Data segment »
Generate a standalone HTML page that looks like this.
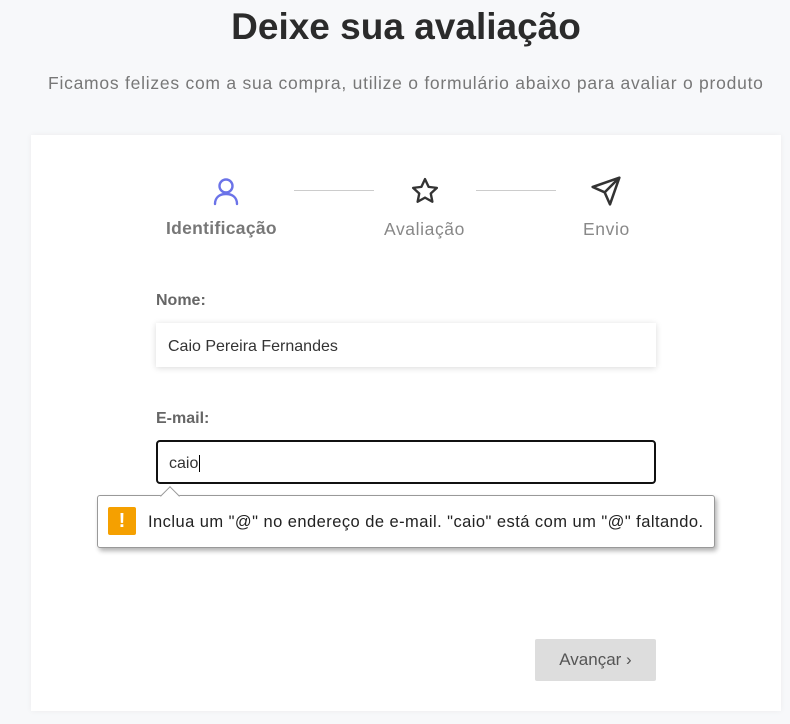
<!DOCTYPE html>
<html><head><meta charset="utf-8"><style>
*{box-sizing:border-box;margin:0;padding:0}
body{width:790px;height:724px;background:#f7f8fa;font-family:"Liberation Sans",sans-serif;position:relative;overflow:hidden;color:#333}
h1{position:absolute;top:6px;left:0;width:812px;text-align:center;font-size:37px;font-weight:bold;color:#2b2b2b}
.sub{position:absolute;top:73px;left:48px;font-size:17.5px;color:#777;letter-spacing:0.75px;white-space:nowrap}
.card{position:absolute;left:31px;top:135px;width:750px;height:576px;background:#fff;box-shadow:0 0 6px rgba(0,0,0,.05)}
.lbl{position:absolute;font-size:17.5px;color:#888;white-space:nowrap;letter-spacing:0.6px}
.line{position:absolute;top:190px;height:1px;background:#ccc}
.flab{position:absolute;left:156px;font-size:16px;font-weight:bold;color:#666}
.inp{position:absolute;left:156px;width:500px;height:44px;background:#fff;font-size:16px;color:#333;padding:14px 12px}
.tip{position:absolute;left:97px;top:495px;width:618px;height:53px;background:#fff;border:1px solid #999;border-radius:3px;box-shadow:2px 3px 5px rgba(0,0,0,.3);font-size:16.5px;color:#222}
.btn{position:absolute;left:535px;top:639px;width:121px;height:42px;background:#ddd;border-radius:2px;font-size:17px;color:#555;text-align:center;line-height:42px}
</style></head><body>
<h1>Deixe sua avaliação</h1>
<div class="sub">Ficamos felizes com a sua compra, utilize o formulário abaixo para avaliar o produto</div>
<div class="card"></div>
<svg style="position:absolute;left:212px;top:176px" width="28" height="30" viewBox="0 0 28 30" fill="none" stroke="#6b73e8" stroke-width="2.4" stroke-linecap="round"><circle cx="14" cy="10" r="6.5"/><path d="M3 28 C3 21 8 18 14 18 C20 18 25 21 25 28"/></svg>
<svg style="position:absolute;left:410px;top:176px" width="30" height="30" viewBox="0 0 24 24" fill="none" stroke="#333" stroke-width="1.9" stroke-linejoin="round"><path d="M12 2.5l2.9 6.2 6.6.8-4.9 4.5 1.3 6.6L12 17.3l-5.9 3.3 1.3-6.6-4.9-4.5 6.6-.8z"/></svg>
<svg style="position:absolute;left:590px;top:175px" width="32" height="32" viewBox="0 0 24 24" fill="none" stroke="#333" stroke-width="1.9" stroke-linejoin="round"><path d="M22 2L2 9l9 4 4 9z M22 2L11 13"/></svg>
<div class="line" style="left:294px;width:80px"></div>
<div class="line" style="left:476px;width:80px"></div>
<div class="lbl" style="left:166px;top:218px;font-weight:bold;color:#777;letter-spacing:0.3px">Identificação</div>
<div class="lbl" style="left:384px;top:219px">Avaliação</div>
<div class="lbl" style="left:583px;top:219px">Envio</div>
<div class="flab" style="top:292px">Nome:</div>
<div class="inp" style="top:323px;box-shadow:0 1px 6px rgba(0,0,0,.15);padding-top:15px">Caio Pereira Fernandes</div>
<div class="flab" style="top:410px">E-mail:</div>
<div class="inp" style="top:440px;border:2px solid #111;border-radius:4px;padding:13px 11px">caio<span style="border-left:1px solid #000;margin-left:1px"></span></div>
<div style="position:absolute;left:163px;width:14px;height:14px;background:#fff;border-left:1px solid #999;border-top:1px solid #999;transform:rotate(45deg);top:489px;z-index:2"></div>
<div class="tip"><div style="position:absolute;left:10px;top:11px;width:28px;height:28px;background:#f5a000;border-radius:2px;color:#fff;font-weight:bold;text-align:center;line-height:28px;font-size:20px">!</div><div style="position:absolute;left:50px;top:17px;white-space:nowrap;letter-spacing:0.45px">Inclua um "@" no endereço de e-mail. "caio" está com um "@" faltando.</div></div>
<div class="btn">Avançar ›</div>
</body></html>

Goal » Output a faithful copy of the data, with each picture left out.

In response »
Generate a standalone HTML page that looks like this.
<!DOCTYPE html>
<html><head><meta charset="utf-8"><style>
*{box-sizing:border-box;margin:0;padding:0}
body{width:790px;height:724px;background:#f7f8fa;font-family:"Liberation Sans",sans-serif;position:relative;overflow:hidden;color:#333}
h1{position:absolute;top:6px;left:0;width:812px;text-align:center;font-size:37px;font-weight:bold;color:#2b2b2b}
.sub{position:absolute;top:73px;left:48px;font-size:17.5px;color:#777;letter-spacing:0.75px;white-space:nowrap}
.card{position:absolute;left:31px;top:135px;width:750px;height:576px;background:#fff;box-shadow:0 0 6px rgba(0,0,0,.05)}
.lbl{position:absolute;font-size:17.5px;color:#888;white-space:nowrap;letter-spacing:0.6px}
.line{position:absolute;top:190px;height:1px;background:#ccc}
.flab{position:absolute;left:156px;font-size:16px;font-weight:bold;color:#666}
.inp{position:absolute;left:156px;width:500px;height:44px;background:#fff;font-size:16px;color:#333;padding:14px 12px}
.tip{position:absolute;left:97px;top:495px;width:618px;height:53px;background:#fff;border:1px solid #999;border-radius:3px;box-shadow:2px 3px 5px rgba(0,0,0,.3);font-size:16.5px;color:#222}
.btn{position:absolute;left:535px;top:639px;width:121px;height:42px;background:#ddd;border-radius:2px;font-size:17px;color:#555;text-align:center;line-height:42px}
</style></head><body>
<h1>Deixe sua avaliação</h1>
<div class="sub">Ficamos felizes com a sua compra, utilize o formulário abaixo para avaliar o produto</div>
<div class="card"></div>
<svg style="position:absolute;left:212px;top:176px" width="28" height="30" viewBox="0 0 28 30" fill="none" stroke="#6b73e8" stroke-width="2.4" stroke-linecap="round"><circle cx="14" cy="10" r="6.5"/><path d="M3 28 C3 21 8 18 14 18 C20 18 25 21 25 28"/></svg>
<svg style="position:absolute;left:410px;top:176px" width="30" height="30" viewBox="0 0 24 24" fill="none" stroke="#333" stroke-width="1.9" stroke-linejoin="round"><path d="M12 2.5l2.9 6.2 6.6.8-4.9 4.5 1.3 6.6L12 17.3l-5.9 3.3 1.3-6.6-4.9-4.5 6.6-.8z"/></svg>
<svg style="position:absolute;left:590px;top:175px" width="32" height="32" viewBox="0 0 24 24" fill="none" stroke="#333" stroke-width="1.9" stroke-linejoin="round"><path d="M22 2L2 9l9 4 4 9z M22 2L11 13"/></svg>
<div class="line" style="left:294px;width:80px"></div>
<div class="line" style="left:476px;width:80px"></div>
<div class="lbl" style="left:166px;top:218px;font-weight:bold;color:#777;letter-spacing:0.3px">Identificação</div>
<div class="lbl" style="left:384px;top:219px">Avaliação</div>
<div class="lbl" style="left:583px;top:219px">Envio</div>
<div class="flab" style="top:292px">Nome:</div>
<div class="inp" style="top:323px;box-shadow:0 1px 6px rgba(0,0,0,.15);padding-top:15px">Caio Pereira Fernandes</div>
<div class="flab" style="top:410px">E-mail:</div>
<div class="inp" style="top:440px;border:2px solid #111;border-radius:4px;padding:13px 11px">caio<span style="border-left:1px solid #000;margin-left:1px"></span></div>
<div style="position:absolute;left:163px;width:14px;height:14px;background:#fff;border-left:1px solid #999;border-top:1px solid #999;transform:rotate(45deg);top:489px;z-index:2"></div>
<div class="tip"><div style="position:absolute;left:10px;top:11px;width:28px;height:28px;background:#f5a000;border-radius:2px;color:#fff;font-weight:bold;text-align:center;line-height:28px;font-size:20px">!</div><div style="position:absolute;left:50px;top:17px;white-space:nowrap;letter-spacing:0.45px">Inclua um "@" no endereço de e-mail. "caio" está com um "@" faltando.</div></div>
<div class="btn">Avançar ›</div>
</body></html>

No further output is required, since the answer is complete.